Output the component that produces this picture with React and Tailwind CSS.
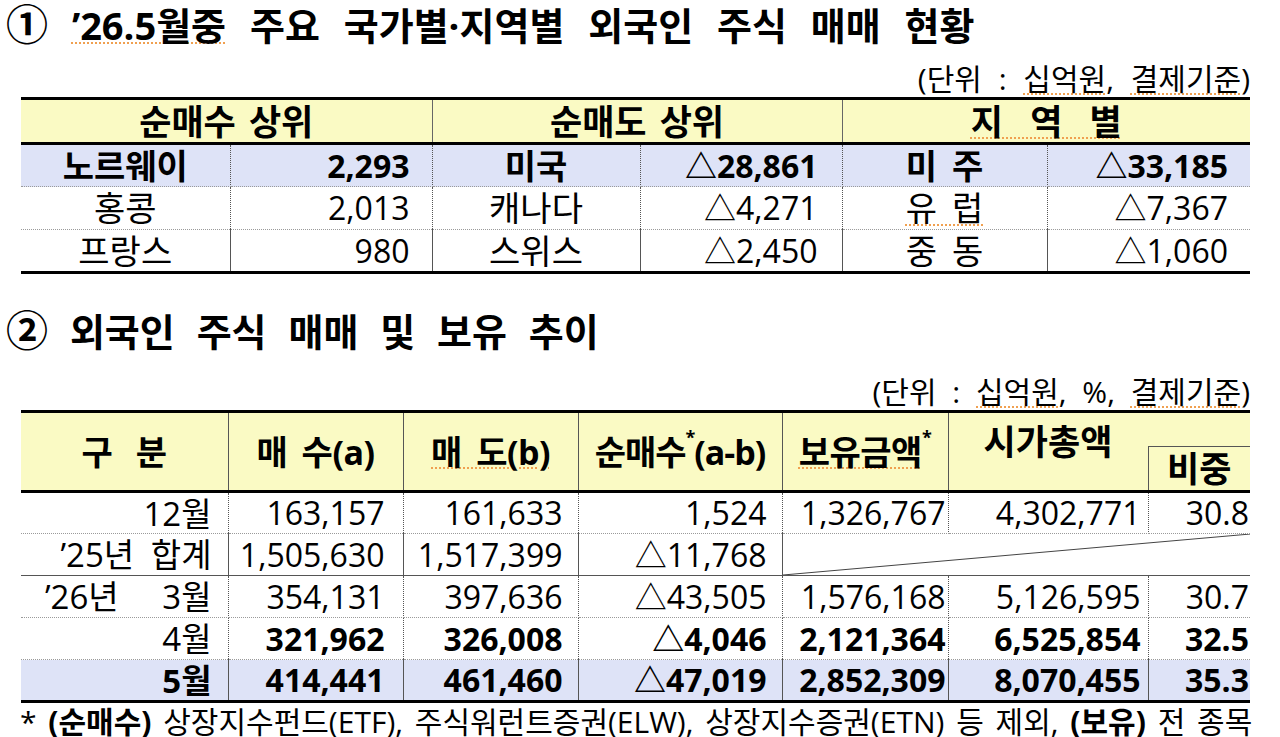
const YELLOW = 'bg-[#fafac4]';
const BLUE = 'bg-[#dee3f7]';

// spell-check style squiggle seen under some words in the source document
const Squiggle = ( { children } ) => (
	<span className="underline decoration-dotted decoration-[#f0a050] decoration-2 underline-offset-[3px]">{ children }</span>
);

const regionRows = [
	{ name: '노르웨이', buy: '2,293', sellName: '미국', sell: '△28,861', area: '미 주', areaVal: '△33,185', bold: true },
	{ name: '홍콩', buy: '2,013', sellName: '캐나다', sell: '△4,271', area: <Squiggle>유 럽</Squiggle>, areaVal: '△7,367' },
	{ name: '프랑스', buy: '980', sellName: '스위스', sell: '△2,450', area: '중 동', areaVal: '△1,060' },
];

const trendRows = [
	{ label: '12월', vals: [ '163,157', '161,633', '1,524', '1,326,767', '4,302,771', '30.8' ] },
	{ label: '’25년 합계', vals: [ '1,505,630', '1,517,399', '△11,768' ], merged: true },
	{ label: '’26년', label2: '3월', vals: [ '354,131', '397,636', '△43,505', '1,576,168', '5,126,595', '30.7' ] },
	{ label: '4월', vals: [ '321,962', '326,008', '△4,046', '2,121,364', '6,525,854', '32.5' ], boldVals: true },
	{ label: '5월', vals: [ '414,441', '461,460', '△47,019', '2,852,309', '8,070,455', '35.3' ], boldVals: true, boldLabel: true, blue: true },
];

// right padding per number column of the second table
const padRight = [ 'pr-[18px]', 'pr-[15px]', 'pr-[15px]', 'pr-[2px]', 'pr-[7px]', 'pr-[1px]' ];

const RegionTable = () => (
	<table className="ml-[21px] w-[1229px] table-fixed border-collapse">
		<colgroup>
			<col className="w-[209px]" />
			<col className="w-[202px]" />
			<col className="w-[208px]" />
			<col className="w-[202px]" />
			<col className="w-[205px]" />
			<col className="w-[203px]" />
		</colgroup>
		<thead>
			<tr className={ `h-[45px] ${ YELLOW }` }>
				<th colSpan={ 2 } className="border-t-[3px] border-b-[3px] border-t-black border-b-black border-r border-r-[#666] p-0 text-[35px] font-bold leading-none [word-spacing:4px]">순매수 상위</th>
				<th colSpan={ 2 } className="border-t-[3px] border-b-[3px] border-t-black border-b-black border-r border-r-[#666] p-0 text-[35px] font-bold leading-none [word-spacing:4px]">순매도 상위</th>
				<th colSpan={ 2 } className="border-t-[3px] border-b-[3px] border-t-black border-b-black p-0 text-[35px] font-bold leading-none [word-spacing:18px]"><Squiggle>지 역 별</Squiggle></th>
			</tr>
		</thead>
		<tbody>
			{ regionRows.map( ( row, i ) => {
				const last = i === regionRows.length - 1;
				const rowBorder = last ? 'border-b-[3px] border-b-black' : 'border-b border-dotted border-b-[#9a9a9a]';
				const weight = row.bold ? 'font-bold' : 'font-normal';
				return (
					<tr key={ i } className={ `h-[43px] ${ row.bold ? BLUE : 'bg-white' }` }>
						<td className={ `${ rowBorder } border-r border-r-[#555] p-0 text-center text-[34px] leading-none ${ weight }` }>{ row.name }</td>
						<td className={ `${ rowBorder } border-r border-r-[#555] p-0 pr-[22px] text-right text-[32px] leading-none ${ weight }` }>{ row.buy }</td>
						<td className={ `${ rowBorder } border-r border-r-[#555] p-0 text-center text-[34px] leading-none ${ weight }` }>{ row.sellName }</td>
						<td className={ `${ rowBorder } border-r border-r-[#555] p-0 pr-[24px] text-right text-[32px] leading-none ${ weight }` }>{ row.sell }</td>
						<td className={ `${ rowBorder } border-r border-r-[#555] p-0 text-center text-[34px] leading-none [word-spacing:6px] ${ weight }` }>{ row.area }</td>
						<td className={ `${ rowBorder } p-0 pr-[22px] text-right text-[32px] leading-none ${ weight }` }>{ row.areaVal }</td>
					</tr>
				);
			} ) }
		</tbody>
	</table>
);

const TrendTable = () => {
	const headTh = 'border-t-[3px] border-b-[3px] border-t-black border-b-black border-r border-r-[#555] p-0 text-[34px] font-bold leading-none';
	return (
		<table className="ml-[21px] w-[1229px] table-fixed border-collapse">
			<colgroup>
				<col className="w-[207px]" />
				<col className="w-[175px]" />
				<col className="w-[175px]" />
				<col className="w-[204px]" />
				<col className="w-[166px]" />
				<col className="w-[200px]" />
				<col className="w-[102px]" />
			</colgroup>
			<thead className={ YELLOW }>
				<tr className="h-[35px]">
					<th rowSpan={ 2 } className={ `${ headTh } [word-spacing:14px]` }>구 분</th>
					<th rowSpan={ 2 } className={ `${ headTh } [word-spacing:6px] tracking-[-0.5px]` }>매 수(a)</th>
					<th rowSpan={ 2 } className={ `${ headTh } [word-spacing:6px] tracking-[-0.5px]` }><Squiggle>매 도(b)</Squiggle></th>
					<th rowSpan={ 2 } className={ `${ headTh } tracking-[-1px]` }>순매수<sup className="text-[18px] align-[12px]">*</sup>(a-b)</th>
					<th rowSpan={ 2 } className={ `${ headTh } tracking-[-0.5px]` }><Squiggle>보유금액</Squiggle><sup className="text-[18px] align-[12px]">*</sup></th>
					<th rowSpan={ 2 } className="border-t-[3px] border-b-[3px] border-t-black border-b-black p-0 pt-[11px] align-top text-[35px] font-bold leading-[36px]">시가총액</th>
					<th className="border-t-[3px] border-t-black p-0" />
				</tr>
				<tr className="h-[45px]">
					<th className="border-l border-t border-l-[#555] border-t-[#555] border-b-[3px] border-b-black p-0 text-[35px] font-bold leading-none">비중</th>
				</tr>
			</thead>
			<tbody>
				{ trendRows.map( ( row, i ) => {
					const last = i === trendRows.length - 1;
					const rowBorder = last
						? 'border-b-[3px] border-b-black'
						: row.merged
						? 'border-b border-b-[#555]'
						: 'border-b border-dotted border-b-[#9a9a9a]';
					return (
						<tr key={ i } className={ `h-[42px] ${ row.blue ? BLUE : 'bg-white' }` }>
							<td className={ `${ rowBorder } border-r border-r-[#555] p-0 pr-[16px] text-right text-[33px] leading-none ${ row.boldLabel ? 'font-bold' : 'font-normal' }` }>
								{ row.label2 ? (
									<div className="flex justify-between pl-[24px]">
										<span>{ row.label }</span>
										<span>{ row.label2 }</span>
									</div>
								) : (
									<span className="[word-spacing:8px]">{ row.label }</span>
								) }
							</td>
							{ row.vals.map( ( v, j ) => (
								<td
									key={ j }
									className={ `${ rowBorder } ${ j < 5 ? 'border-r border-r-[#555]' : '' } p-0 ${ padRight[ j ] } text-right text-[32px] leading-none ${ row.boldVals ? 'font-bold' : 'font-normal' }` }
								>
									{ v }
								</td>
							) ) }
							{ row.merged && (
								<td colSpan={ 3 } className={ `${ rowBorder } relative p-0` }>
									<svg className="absolute inset-0 h-full w-full" viewBox="0 0 100 10" preserveAspectRatio="none">
										<line x1="0" y1="10" x2="100" y2="0" stroke="#444" strokeWidth="1" vectorEffect="non-scaling-stroke" />
									</svg>
								</td>
							) }
						</tr>
					);
				} ) }
			</tbody>
		</table>
	);
};

export default function App() {
	return (
		<div className="h-[737px] w-[1280px] overflow-hidden bg-white text-black font-['Open_Sans','Noto_Sans_CJK_KR',sans-serif]">
			<div className="flex h-[48px] items-center pl-[6px] text-[38px] font-bold leading-[48px] [word-spacing:14px]">
				<span><span className="text-[42px]">①</span> <Squiggle>’26.5월중</Squiggle> 주요 국가별·지역별 외국인 주식 매매 현황</span>
			</div>
			<div className="flex h-[49px] items-end justify-end pb-[1px] pr-[30px] text-[30px] leading-[34px] [word-spacing:9px]">
				<span>(단위 : <Squiggle>십억원</Squiggle>, <Squiggle>결제기준</Squiggle>)</span>
			</div>

			<RegionTable />

			<div className="flex h-[80px] items-end pl-[6px] text-[38px] font-bold leading-[46px] [word-spacing:12px]">
				<span><span className="text-[42px]">②</span> 외국인 주식 매매 및 보유 추이</span>
			</div>
			<div className="flex h-[56px] items-end justify-end pb-[1px] pr-[30px] text-[30px] leading-[34px] [word-spacing:8px]">
				<span>(단위 : <Squiggle>십억원</Squiggle>, %, <Squiggle>결제기준</Squiggle>)</span>
			</div>

			<TrendTable />

			<div className="flex h-[37px] items-center pl-[20px] text-[30px] leading-[34px] [word-spacing:4px]">
				<span>* <b>(순매수)</b> 상장지수펀드(ETF), 주식워런트증권(ELW), 상장지수증권(ETN) 등 제외, <b>(보유)</b> 전 종목</span>
			</div>
		</div>
	);
}
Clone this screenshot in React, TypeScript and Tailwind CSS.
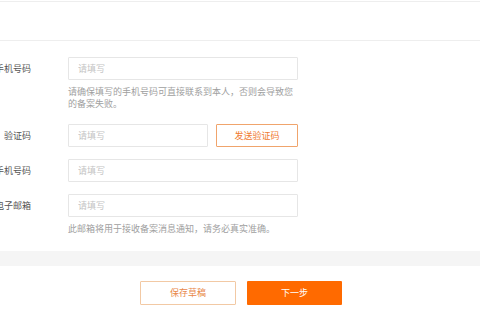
import React from "react";

const font = { fontFamily: '"Noto Sans CJK SC", "Noto Sans", sans-serif' };

function Field({ w = "w-[230px]" }: { w?: string }) {
  return (
    <input
      placeholder="请填写"
      className={`block ${w} h-[23px] border border-[#e6e6e6] bg-white pl-[9px] text-[9px] text-[#333] placeholder:text-[#c4c4c4] outline-none rounded-[1px]`}
      style={font}
    />
  );
}

function Label({ text }: { text: string }) {
  return (
    <div className="w-[31px] h-[23px] flex justify-end items-center whitespace-nowrap text-[9px] text-[#555] shrink-0">
      {text}
    </div>
  );
}

export default function App() {
  return (
    <div className="w-[480px] h-[320px] bg-white overflow-hidden" style={font}>
      <div className="mt-[1px] h-[40px] border-y border-[#eeeeee] bg-white" />
      <div className="pt-[16px]">
        <div className="flex">
          <Label text="手机号码" />
          <div className="ml-[37px] flex flex-col">
            <Field />
            <div className="mt-[6px] w-[230px] text-[9px] leading-[12px] text-[#a0a0a0]">
              请确保填写的手机号码可直接联系到本人，否则会导致您的备案失败。
            </div>
          </div>
        </div>
        <div className="flex mt-[14px]">
          <Label text="验证码" />
          <div className="ml-[37px] flex">
            <Field w="w-[140px]" />
            <button className="ml-[8px] w-[82px] h-[23px] border border-[#f0a46c] text-[9px] text-[#f07a30] bg-white rounded-[1px]">
              发送验证码
            </button>
          </div>
        </div>
        <div className="flex mt-[12px]">
          <Label text="手机号码" />
          <div className="ml-[37px]">
            <Field />
          </div>
        </div>
        <div className="flex mt-[12px]">
          <Label text="电子邮箱" />
          <div className="ml-[37px] flex flex-col">
            <Field />
            <div className="mt-[6px] w-[230px] text-[9px] leading-[12px] text-[#a0a0a0] whitespace-nowrap">
              此邮箱将用于接收备案消息通知，请务必真实准确。
            </div>
          </div>
        </div>
        <div className="mt-[16px] h-[15px] bg-[#f5f5f5]" />
        <div className="flex mt-[15px]">
          <button className="ml-[140px] w-[96px] h-[24px] border border-[#f2c9a4] bg-white text-[9px] text-[#e8874a] rounded-[1px]">
            保存草稿
          </button>
          <button className="ml-[11px] w-[95px] h-[24px] bg-[#ff6a00] text-[9px] text-white rounded-[1px]">
            下一步
          </button>
        </div>
      </div>
    </div>
  );
}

· · · ·

▶ _The request_
Skip the pictures. Restate exactly the lines from the start of the entries through the line containing "const BLUE = 'bg-[#dee3f7]';", both ends included.

▶ _Expected output_
Output the component that produces this picture with React and Tailwind CSS.
const YELLOW = 'bg-[#fafac4]';
const BLUE = 'bg-[#dee3f7]';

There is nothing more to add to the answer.